### [Source excerpt]
+ + + +

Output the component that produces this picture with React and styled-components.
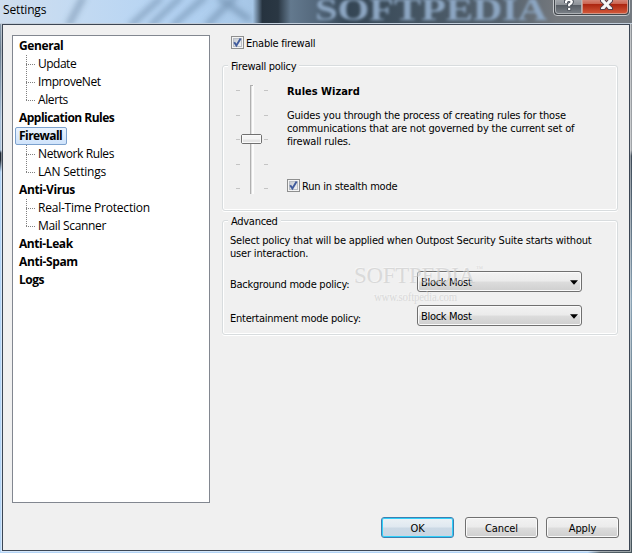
import React from "react";
import styled, { createGlobalStyle } from "styled-components";

const tree = [
  { label: "General", track: -0.4, children: [["Update", -0.5], ["ImproveNet", -0.4], ["Alerts", -0.4]] },
  { label: "Application Rules", track: -0.52 },
  { label: "Firewall", track: -0.55, selected: true, children: [["Network Rules", -0.4], ["LAN Settings", -0.2]] },
  { label: "Anti-Virus", track: -0.37, children: [["Real-Time Protection", -0.22], ["Mail Scanner", -0.33]] },
  { label: "Anti-Leak", track: -0.42 },
  { label: "Anti-Spam", track: -0.38 },
  { label: "Logs", track: -0.5 },
];

const Checkbox = ({ children }) => (
  <CheckLabel>
    <Box viewBox="0 0 13 13">
      <defs>
        <linearGradient id="checkFill" x1="0" y1="0" x2="1" y2="1">
          <stop offset="0" stopColor="#c3c8cf" />
          <stop offset="1" stopColor="#f6f6f6" />
        </linearGradient>
      </defs>
      <rect x="0.5" y="0.5" width="12" height="12" fill="#f4f4f4" stroke="#8e8f8f" />
      <rect x="2.5" y="2.5" width="8" height="8" fill="url(#checkFill)" stroke="#b9bec5" />
      <path d="M3.2 6.2 L5.4 9.4 L9.6 2.6" fill="none" stroke="#405b9c" strokeWidth="1.9" />
    </Box>
    <Label $line={15} $track={-0.22}>
      {children}
    </Label>
  </CheckLabel>
);

const Slider = () => (
  <SliderArt viewBox="0 0 34 112">
    {[6, 31, 55, 80, 104].map((y) => (
      <path key={y} d={`M1 ${y + 0.5}h4M29 ${y + 0.5}h4`} stroke="#c4c4c4" />
    ))}
    <rect x="15" y="1" width="4" height="109" fill="#fcfcfc" />
    <path d="M15.5 1v109M15 1.5h3" stroke="#b0b0b0" />
    <path d="M16.5 2v108" stroke="#e0e0e0" />
    <rect x="6.5" y="50.5" width="20" height="9" rx="1.5" fill="#e4e4e4" stroke="#707070" />
    <rect x="7.5" y="51.5" width="18" height="4" fill="#f5f5f5" />
    <rect x="7.5" y="51.5" width="18" height="7" fill="none" stroke="#fafafa" />
  </SliderArt>
);

const Select = ({ children }) => (
  <SelectBox>
    <Label $line={19} $track={-0.3}>
      {children}
    </Label>
    <Arrow viewBox="0 0 9 5">
      <path d="M0 0h9L4.5 5z" />
    </Arrow>
  </SelectBox>
);

const Glass = () => (
  <GlassArt viewBox="0 0 632 23">
    <defs>
      <linearGradient id="sky">
        <stop offset="0" stopColor="#cfdeee" />
        <stop offset="0.12" stopColor="#c3daf2" />
        <stop offset="0.28" stopColor="#b4d3f3" />
        <stop offset="0.4" stopColor="#a6c6e6" />
        <stop offset="0.415" stopColor="#26333f" />
        <stop offset="0.44" stopColor="#2a3743" />
        <stop offset="0.46" stopColor="#63798e" />
        <stop offset="0.5" stopColor="#54687c" />
        <stop offset="0.55" stopColor="#344554" />
        <stop offset="0.65" stopColor="#435361" />
        <stop offset="0.8" stopColor="#56636f" />
        <stop offset="0.88" stopColor="#74787d" />
        <stop offset="1" stopColor="#747a80" />
      </linearGradient>
      <filter id="soft" x="-20%" y="-50%" width="140%" height="200%">
        <feGaussianBlur stdDeviation="3" />
      </filter>
      <filter id="softText" x="-10%" y="-30%" width="120%" height="160%">
        <feGaussianBlur stdDeviation="1.5" />
      </filter>
    </defs>
    <rect width="632" height="23" fill="url(#sky)" />
    <g filter="url(#soft)" stroke="#4d6a88" fill="none" strokeWidth="5" opacity="0.5">
      <path d="M68 26L84 -4M130 26L162 -3M150 26L182 -4M172 26L206 -4M206 26L236 -4M218 -3L250 20" />
    </g>
    <text
      x="315"
      y="20"
      textLength="232"
      lengthAdjust="spacingAndGlyphs"
      fontFamily="Liberation Serif, serif"
      fontWeight="bold"
      fontSize="31"
      fill="#8ca6c2"
      filter="url(#softText)"
    >
      SOFTPEDIA
    </text>
  </GlassArt>
);

const CaptionButtons = () => (
  <CaptionArt viewBox="0 0 78 17">
    <defs>
      <linearGradient id="help" x2="0" y2="1">
        <stop offset="0" stopColor="#a7abb0" />
        <stop offset="0.38" stopColor="#8e9399" />
        <stop offset="0.42" stopColor="#565c63" />
        <stop offset="1" stopColor="#7b8188" />
      </linearGradient>
      <linearGradient id="close" x2="0" y2="1">
        <stop offset="0" stopColor="#d78e80" />
        <stop offset="0.33" stopColor="#cb6450" />
        <stop offset="0.38" stopColor="#ac2610" />
        <stop offset="1" stopColor="#d4593a" />
      </linearGradient>
    </defs>
    <path d="M0.5 -1V12Q0.5 15.5 4 15.5H73Q76.5 15.5 76.5 12V-1" fill="#42474d" stroke="#c6c9cc" />
    <path d="M2.5 -1H28.5V13.5H5Q2.5 13.5 2.5 11Z" fill="url(#help)" stroke="#c2c5c8" strokeWidth="0.8" />
    <path d="M29.5 -1H74.5V11Q74.5 13.5 72 13.5H29.5Z" fill="url(#close)" stroke="#e2a99b" strokeWidth="0.8" />
    <path d="M13 3V1.5Q16 -1.5 18.8 1.5Q18.8 3.5 16.2 4.5V6.4M16.2 8V10.4" fill="none" stroke="#454b55" strokeWidth="4" />
    <path d="M13 3V1.5Q16 -1.5 18.8 1.5Q18.8 3.5 16.2 4.5V6.2M16.2 8V10" fill="none" stroke="#fff" strokeWidth="2.2" />
    <path d="M47 -1h5l1.5 2 1.5 -2H60V1.5L57 4.5L60 7.5V10H55L53.5 8L52 10H47V7.5L50 4.5L47 1.5z" fill="#54404c" />
    <path d="M48 0h3.4l2.1 2.6L55.6 0h3.4v1.2L55.6 4.5L59 7.8V9H55.6L53.5 6.4L51.4 9H48V7.8L51.4 4.5L48 1.2z" fill="#f6f6f6" />
  </CaptionArt>
);

const App = () => {
  return (
    <>
      <GlobalStyle />
      <Window>
        <TitleBar>
          <Glass />
          <Title>Settings</Title>
          <CaptionButtons />
        </TitleBar>
        <Client>
          <Content>
            <Tree>
              {tree.map((group) => (
                <div key={group.label}>
                  <Parent $selected={group.selected} $track={group.track}>
                    {group.label}
                  </Parent>
                  {group.children?.map(([name, track], i) => (
                    <Child key={name} $track={track}>
                      <Branch viewBox="0 0 10 18">
                        <path
                          d={i === group.children.length - 1 ? "M0.5 0v10" : "M0.5 0v18"}
                          stroke="#808080"
                          strokeDasharray="1 1"
                        />
                        <path d="M0 9.5h9" stroke="#808080" strokeDasharray="1 1" />
                      </Branch>
                      {name}
                    </Child>
                  ))}
                </div>
              ))}
            </Tree>
            <Panel>
              <EnableRow>
                <Checkbox>Enable firewall</Checkbox>
              </EnableRow>
              <Group $height={146}>
                <Legend>Firewall policy</Legend>
                <PolicyBody>
                  <Slider />
                  <PolicyText>
                    <Heading>Rules Wizard</Heading>
                    <Paragraph>
                      <Label>Guides you through the process of creating rules for those</Label>
                      <Label>communications that are not governed by the current set of</Label>
                      <Label>firewall rules.</Label>
                    </Paragraph>
                    <Checkbox>Run in stealth mode</Checkbox>
                  </PolicyText>
                </PolicyBody>
              </Group>
              <Group $height={115}>
                <Legend>Advanced</Legend>
                <AdvancedBody>
                  <Paragraph>
                    <Label $track={-0.2}>Select policy that will be applied when Outpost Security Suite starts without</Label>
                    <Label>user interaction.</Label>
                  </Paragraph>
                  <Field>
                    <FieldName>Background mode policy:</FieldName>
                    <Select>Block Most</Select>
                  </Field>
                  <Field>
                    <FieldName>Entertainment mode policy:</FieldName>
                    <Select>Block Most</Select>
                  </Field>
                </AdvancedBody>
              </Group>
            </Panel>
          </Content>
          <Footer>
            <Button $primary>OK</Button>
            <Button $gap={11}>Cancel</Button>
            <Button $gap={8}>Apply</Button>
          </Footer>
        </Client>
        <Watermark viewBox="0 0 134 42">
          <text x="1" y="20" fontSize="23" textLength="121" lengthAdjust="spacingAndGlyphs">
            SOFTPEDIA
          </text>
          <text x="123" y="8" fontSize="7">
            ™
          </text>
          <text x="21" y="38" fontSize="12" textLength="83" lengthAdjust="spacingAndGlyphs">
            www.softpedia.com
          </text>
        </Watermark>
      </Window>
    </>
  );
};

export default App;

const GlobalStyle = createGlobalStyle`
  * {
    box-sizing: border-box;
  }
  body {
    margin: 0;
    overflow: hidden;
  }
`;

const Window = styled.div`
  position: relative;
  display: flex;
  flex-direction: column;
  width: 632px;
  height: 553px;
  padding: 0 2px 2px;
  background:
    linear-gradient(#9fb3c6 0, #6d7f90 50px, #a9c0d8 120px, #a9c0d8 150px, #1d2733 153px, #1d2733 160px, #b2d3f5 172px, #b2d3f5 100%)
      left / 2px 100% no-repeat,
    linear-gradient(#8b9095 0, #a2a6aa 150px, #3d4a57 156px, #8aa3b5 300px, #46545b 100%) right / 2px 100% no-repeat,
    linear-gradient(to right, #b5d4f5 0%, #b0d2f5 93%, #59666d 95%, #46545b 100%);
  font-family: "DejaVu Sans Condensed", "DejaVu Sans", sans-serif;
  font-size: 11px;
  letter-spacing: -0.18px;
  color: #000;
`;

const TitleBar = styled.div`
  position: relative;
  height: 24px;
  margin: 0 -2px;
  border-bottom: 1px solid #c2cedb;
`;

const GlassArt = styled.svg`
  position: absolute;
  inset: 0;
  width: 632px;
  height: 23px;
`;

const Title = styled.div`
  position: relative;
  padding: 1px 0 0 3px;
  font: 12px/18px "Open Sans", sans-serif;
  letter-spacing: -0.15px;
`;

const CaptionArt = styled.svg`
  position: absolute;
  top: 0;
  right: 1px;
  width: 78px;
  height: 17px;
`;

const Client = styled.div`
  display: flex;
  flex-direction: column;
  flex: 1;
  border: 1px solid #3c4654;
  background: #f0f0f0;
  box-shadow: 0 0 0 1px rgba(255, 255, 255, 0.45);
`;

const Content = styled.div`
  display: flex;
  gap: 12px;
  padding: 10px 11px 0 9px;
`;

const Tree = styled.div`
  width: 198px;
  height: 468px;
  padding: 1px 2px;
  border: 1px solid #828790;
  background: #fff;
  font-family: "Open Sans", sans-serif;
  font-size: 12px;
`;

const Parent = styled.div`
  width: fit-content;
  height: 18px;
  padding: 0 4px 0 3px;
  border: 1px solid ${(props) => (props.$selected ? "#7da2ce" : "transparent")};
  border-radius: 2px;
  background: ${(props) => (props.$selected ? "linear-gradient(#eaf3fe, #cfe3fb)" : "none")};
  font-weight: 700;
  line-height: 16px;
  letter-spacing: ${(props) => props.$track}px;
  white-space: nowrap;
`;

const Child = styled.div`
  display: flex;
  gap: 2px;
  height: 18px;
  padding-left: 11px;
  line-height: 18px;
  letter-spacing: ${(props) => props.$track}px;
  white-space: nowrap;
`;

const Branch = styled.svg`
  width: 10px;
  height: 18px;
`;

const Panel = styled.div`
  flex: 1;
`;

const EnableRow = styled.div`
  height: 30px;
  padding: 1px 0 0 9px;
`;

const CheckLabel = styled.div`
  display: flex;
  gap: 2px;
  height: 13px;
`;

const Box = styled.svg`
  width: 13px;
  height: 13px;
`;

const Label = styled.div`
  line-height: ${(props) => props.$line || 13}px;
  letter-spacing: ${(props) => props.$track || -0.18}px;
  white-space: nowrap;
`;

const Group = styled.div`
  height: ${(props) => props.$height}px;
  margin-bottom: 9px;
  border: 1px solid #d8dcde;
  border-radius: 3px;
  box-shadow: inset 0 0 0 1px #fff, 0 1px 0 #fff;
`;

const Legend = styled.div`
  width: fit-content;
  height: 14px;
  margin: -7px 0 0 5px;
  padding: 0 3px;
  background: #f0f0f0;
  line-height: 15px;
  letter-spacing: -0.28px;
`;

const PolicyBody = styled.div`
  display: flex;
  gap: 18px;
  padding: 11px 0 0 12px;
`;

const SliderArt = styled.svg`
  width: 34px;
  height: 112px;
`;

const PolicyText = styled.div`
  padding-top: 1px;
`;

const Heading = styled.div`
  height: 24px;
  font-weight: 700;
  line-height: 14px;
  letter-spacing: 0;
`;

const Paragraph = styled.div`
  margin-bottom: 31px;
`;

const AdvancedBody = styled.div`
  padding: 6px 0 0 7px;

  ${Paragraph} {
    margin-bottom: 11px;
  }
`;

const Field = styled.div`
  display: flex;
  height: 34px;
`;

const FieldName = styled.div`
  width: 187px;
  line-height: 27px;
  letter-spacing: -0.25px;
  white-space: nowrap;
`;

const SelectBox = styled.div`
  display: flex;
  align-items: center;
  justify-content: space-between;
  width: 165px;
  height: 21px;
  padding: 1px 3px 0;
  border: 1px solid #707070;
  border-radius: 3px;
  background: linear-gradient(#f2f2f2 0%, #ebebeb 49%, #dddddd 51%, #cfcfcf 100%);
  box-shadow: inset 0 0 0 1px #fafafa;
`;

const Arrow = styled.svg`
  width: 8px;
  height: 5px;
`;

const Footer = styled.div`
  display: flex;
  justify-content: flex-end;
  padding: 14px 10px 0 0;
`;

const Button = styled.button`
  width: 73px;
  height: 21px;
  margin-left: ${(props) => props.$gap || 0}px;
  padding: 2px 0 0;
  border: 1px solid ${(props) => (props.$primary ? "#3c7fb1" : "#707070")};
  border-radius: 3px;
  background: ${(props) =>
    props.$primary
      ? "linear-gradient(#ecf1f5 0%, #dfe8f0 49%, #cbd9e5 51%, #c9d6e3 100%)"
      : "linear-gradient(#f2f2f2 0%, #ebebeb 49%, #dddddd 51%, #cfcfcf 100%)"};
  box-shadow: inset 0 0 0 1px ${(props) => (props.$primary ? "#30d0fa" : "#fafafa")};
  font: inherit;
  line-height: 17px;
  letter-spacing: -0.1px;
`;

const Watermark = styled.svg`
  position: absolute;
  left: 353px;
  top: 263px;
  width: 134px;
  height: 42px;
  font-family: "Liberation Serif", serif;
  fill: rgba(200, 200, 200, 0.6);
  text-shadow: -1px -1px 0 rgba(255, 255, 255, 0.6);
`;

+ + + +

### [Directive]
Work out how many lines of the data above hold the word "that", and write only the count.

### [Reply]
3